• _Exercise instructions_
In the entries below, find every line holding the string "this" and collect it.

— START Dataset extract —

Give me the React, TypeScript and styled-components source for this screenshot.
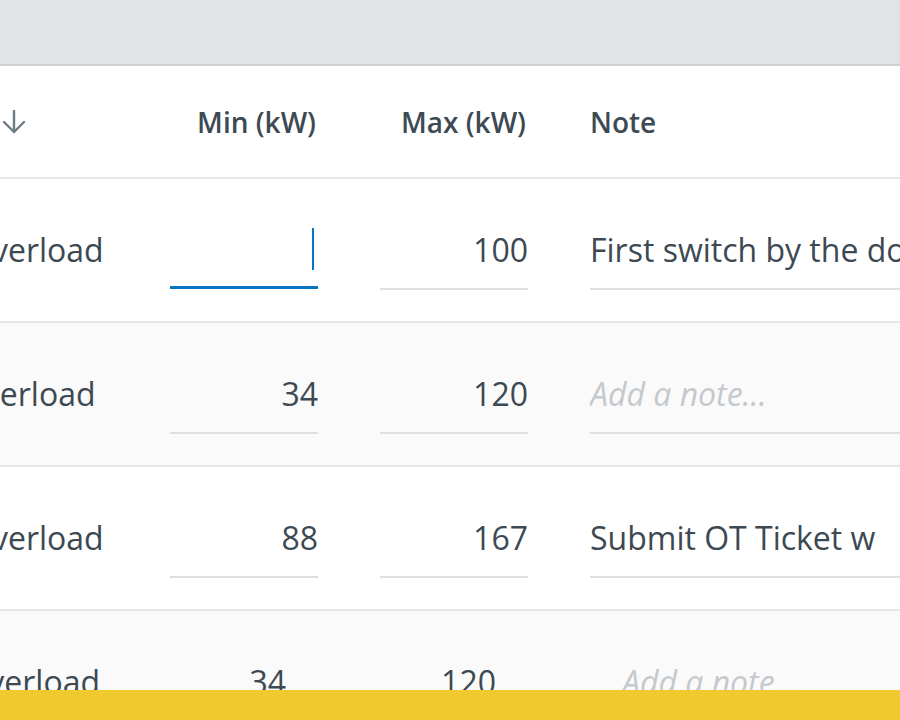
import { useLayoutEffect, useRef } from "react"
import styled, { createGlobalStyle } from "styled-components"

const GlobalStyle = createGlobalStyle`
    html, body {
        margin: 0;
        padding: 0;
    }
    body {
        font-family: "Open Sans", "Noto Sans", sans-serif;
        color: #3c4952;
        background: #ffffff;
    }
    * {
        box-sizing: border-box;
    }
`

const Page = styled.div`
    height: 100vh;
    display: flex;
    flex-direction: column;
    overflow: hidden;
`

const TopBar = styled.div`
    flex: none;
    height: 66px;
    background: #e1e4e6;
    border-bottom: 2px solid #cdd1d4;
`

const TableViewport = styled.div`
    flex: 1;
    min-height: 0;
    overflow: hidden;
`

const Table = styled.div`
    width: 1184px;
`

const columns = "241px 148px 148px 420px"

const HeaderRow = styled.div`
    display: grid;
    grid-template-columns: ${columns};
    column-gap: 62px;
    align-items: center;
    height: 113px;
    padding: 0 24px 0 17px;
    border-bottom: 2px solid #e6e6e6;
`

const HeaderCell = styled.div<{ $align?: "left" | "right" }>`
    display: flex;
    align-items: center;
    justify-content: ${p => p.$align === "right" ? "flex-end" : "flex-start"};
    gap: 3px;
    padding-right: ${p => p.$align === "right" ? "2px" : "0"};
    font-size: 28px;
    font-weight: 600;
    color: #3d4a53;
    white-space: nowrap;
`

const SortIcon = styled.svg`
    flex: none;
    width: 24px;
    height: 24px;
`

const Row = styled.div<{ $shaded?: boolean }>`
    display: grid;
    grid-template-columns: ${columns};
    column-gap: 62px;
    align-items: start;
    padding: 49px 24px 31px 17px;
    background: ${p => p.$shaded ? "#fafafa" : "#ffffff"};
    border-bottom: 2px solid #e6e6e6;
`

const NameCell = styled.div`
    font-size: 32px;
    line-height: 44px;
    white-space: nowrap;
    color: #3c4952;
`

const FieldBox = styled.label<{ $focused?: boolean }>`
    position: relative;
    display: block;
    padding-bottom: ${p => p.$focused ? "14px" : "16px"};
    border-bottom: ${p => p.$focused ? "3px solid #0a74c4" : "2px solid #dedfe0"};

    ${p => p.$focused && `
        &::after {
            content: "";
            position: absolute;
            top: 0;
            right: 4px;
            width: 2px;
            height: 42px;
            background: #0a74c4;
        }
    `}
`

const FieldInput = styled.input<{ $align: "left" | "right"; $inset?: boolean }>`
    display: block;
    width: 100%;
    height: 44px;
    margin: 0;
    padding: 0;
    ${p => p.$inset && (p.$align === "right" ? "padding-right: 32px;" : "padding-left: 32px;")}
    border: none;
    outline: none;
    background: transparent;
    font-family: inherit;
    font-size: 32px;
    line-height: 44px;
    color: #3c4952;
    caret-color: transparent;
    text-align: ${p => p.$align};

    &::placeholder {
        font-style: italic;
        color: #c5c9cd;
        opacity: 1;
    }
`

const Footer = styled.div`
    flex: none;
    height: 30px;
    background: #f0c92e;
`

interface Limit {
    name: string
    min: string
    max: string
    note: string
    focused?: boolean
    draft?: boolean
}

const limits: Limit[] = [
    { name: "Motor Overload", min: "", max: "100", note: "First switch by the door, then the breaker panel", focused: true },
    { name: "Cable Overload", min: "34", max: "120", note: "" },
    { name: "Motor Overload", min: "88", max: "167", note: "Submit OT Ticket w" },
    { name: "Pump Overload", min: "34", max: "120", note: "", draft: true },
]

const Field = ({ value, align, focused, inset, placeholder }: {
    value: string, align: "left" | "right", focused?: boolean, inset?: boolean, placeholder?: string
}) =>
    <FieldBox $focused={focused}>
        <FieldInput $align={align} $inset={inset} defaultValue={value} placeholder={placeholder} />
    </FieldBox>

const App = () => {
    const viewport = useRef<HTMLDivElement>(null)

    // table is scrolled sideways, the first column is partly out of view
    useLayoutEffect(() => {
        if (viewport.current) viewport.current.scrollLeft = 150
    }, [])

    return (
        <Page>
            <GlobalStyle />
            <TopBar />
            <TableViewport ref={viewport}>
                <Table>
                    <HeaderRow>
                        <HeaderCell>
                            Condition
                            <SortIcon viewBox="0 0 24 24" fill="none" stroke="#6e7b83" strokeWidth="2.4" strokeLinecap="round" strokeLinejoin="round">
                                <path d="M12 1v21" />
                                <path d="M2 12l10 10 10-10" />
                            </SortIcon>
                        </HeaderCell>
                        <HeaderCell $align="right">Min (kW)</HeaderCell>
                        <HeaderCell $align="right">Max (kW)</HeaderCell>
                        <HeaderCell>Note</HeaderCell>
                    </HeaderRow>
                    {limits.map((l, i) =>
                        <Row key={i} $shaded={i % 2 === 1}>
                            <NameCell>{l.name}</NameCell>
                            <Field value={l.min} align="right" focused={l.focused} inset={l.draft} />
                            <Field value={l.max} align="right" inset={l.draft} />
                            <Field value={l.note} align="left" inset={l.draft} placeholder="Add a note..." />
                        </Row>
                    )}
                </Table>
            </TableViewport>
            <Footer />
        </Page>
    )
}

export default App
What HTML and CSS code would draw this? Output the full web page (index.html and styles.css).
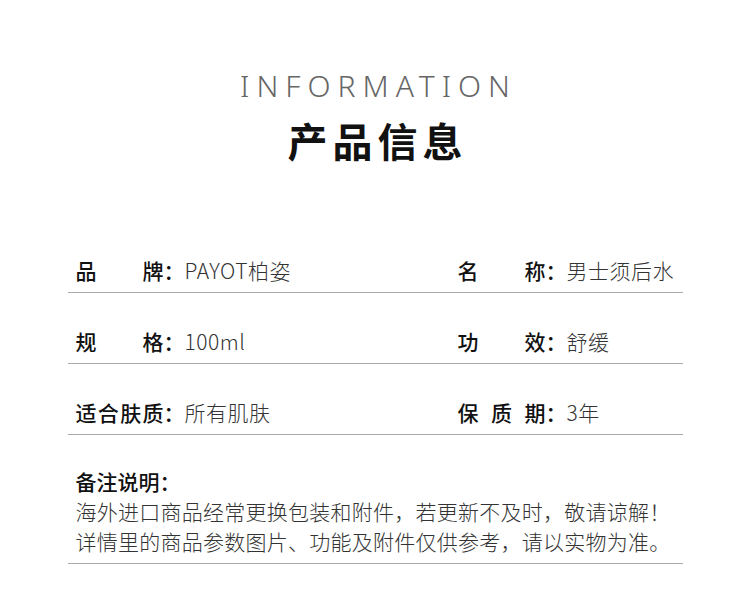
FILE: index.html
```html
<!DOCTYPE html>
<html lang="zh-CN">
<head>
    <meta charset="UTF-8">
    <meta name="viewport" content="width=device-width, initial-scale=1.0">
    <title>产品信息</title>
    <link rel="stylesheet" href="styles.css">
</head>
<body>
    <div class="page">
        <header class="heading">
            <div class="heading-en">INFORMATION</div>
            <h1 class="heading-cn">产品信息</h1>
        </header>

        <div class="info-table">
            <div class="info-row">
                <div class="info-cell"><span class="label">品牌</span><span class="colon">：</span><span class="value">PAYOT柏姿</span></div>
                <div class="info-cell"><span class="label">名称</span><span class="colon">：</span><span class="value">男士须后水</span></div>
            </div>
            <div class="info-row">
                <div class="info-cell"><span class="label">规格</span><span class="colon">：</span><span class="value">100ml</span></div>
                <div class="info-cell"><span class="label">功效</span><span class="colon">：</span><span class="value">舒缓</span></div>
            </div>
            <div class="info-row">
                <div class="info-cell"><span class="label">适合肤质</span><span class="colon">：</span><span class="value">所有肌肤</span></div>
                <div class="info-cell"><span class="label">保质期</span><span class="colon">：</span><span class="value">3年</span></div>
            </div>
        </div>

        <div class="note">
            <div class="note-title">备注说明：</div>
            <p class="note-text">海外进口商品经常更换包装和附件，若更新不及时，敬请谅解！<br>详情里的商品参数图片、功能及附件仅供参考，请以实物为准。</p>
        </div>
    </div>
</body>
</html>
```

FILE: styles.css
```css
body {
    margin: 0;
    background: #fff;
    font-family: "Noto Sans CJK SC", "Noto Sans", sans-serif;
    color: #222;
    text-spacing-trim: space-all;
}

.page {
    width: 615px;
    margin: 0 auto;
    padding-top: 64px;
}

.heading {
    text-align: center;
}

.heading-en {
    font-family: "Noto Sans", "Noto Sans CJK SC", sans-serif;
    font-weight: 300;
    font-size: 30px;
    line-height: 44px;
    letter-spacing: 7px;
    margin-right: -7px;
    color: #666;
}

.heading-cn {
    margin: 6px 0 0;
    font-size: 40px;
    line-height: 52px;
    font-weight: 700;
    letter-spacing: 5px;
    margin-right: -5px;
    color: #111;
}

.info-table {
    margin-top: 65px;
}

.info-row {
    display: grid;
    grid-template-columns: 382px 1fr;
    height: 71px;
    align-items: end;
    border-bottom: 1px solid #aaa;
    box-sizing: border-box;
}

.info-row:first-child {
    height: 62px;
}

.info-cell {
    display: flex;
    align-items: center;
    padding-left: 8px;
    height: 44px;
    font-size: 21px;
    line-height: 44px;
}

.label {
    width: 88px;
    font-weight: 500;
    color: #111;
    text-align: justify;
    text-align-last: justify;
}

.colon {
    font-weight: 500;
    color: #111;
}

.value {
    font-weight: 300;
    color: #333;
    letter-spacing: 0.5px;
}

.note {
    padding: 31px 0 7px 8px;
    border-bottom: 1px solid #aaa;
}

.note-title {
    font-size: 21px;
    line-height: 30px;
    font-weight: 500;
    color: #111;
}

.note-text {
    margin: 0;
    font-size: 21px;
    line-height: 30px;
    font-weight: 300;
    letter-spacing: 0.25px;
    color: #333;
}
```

— END Dataset extract —

• _Solution_
Give me the React, TypeScript and styled-components source for this screenshot.
What HTML and CSS code would draw this? Output the full web page (index.html and styles.css).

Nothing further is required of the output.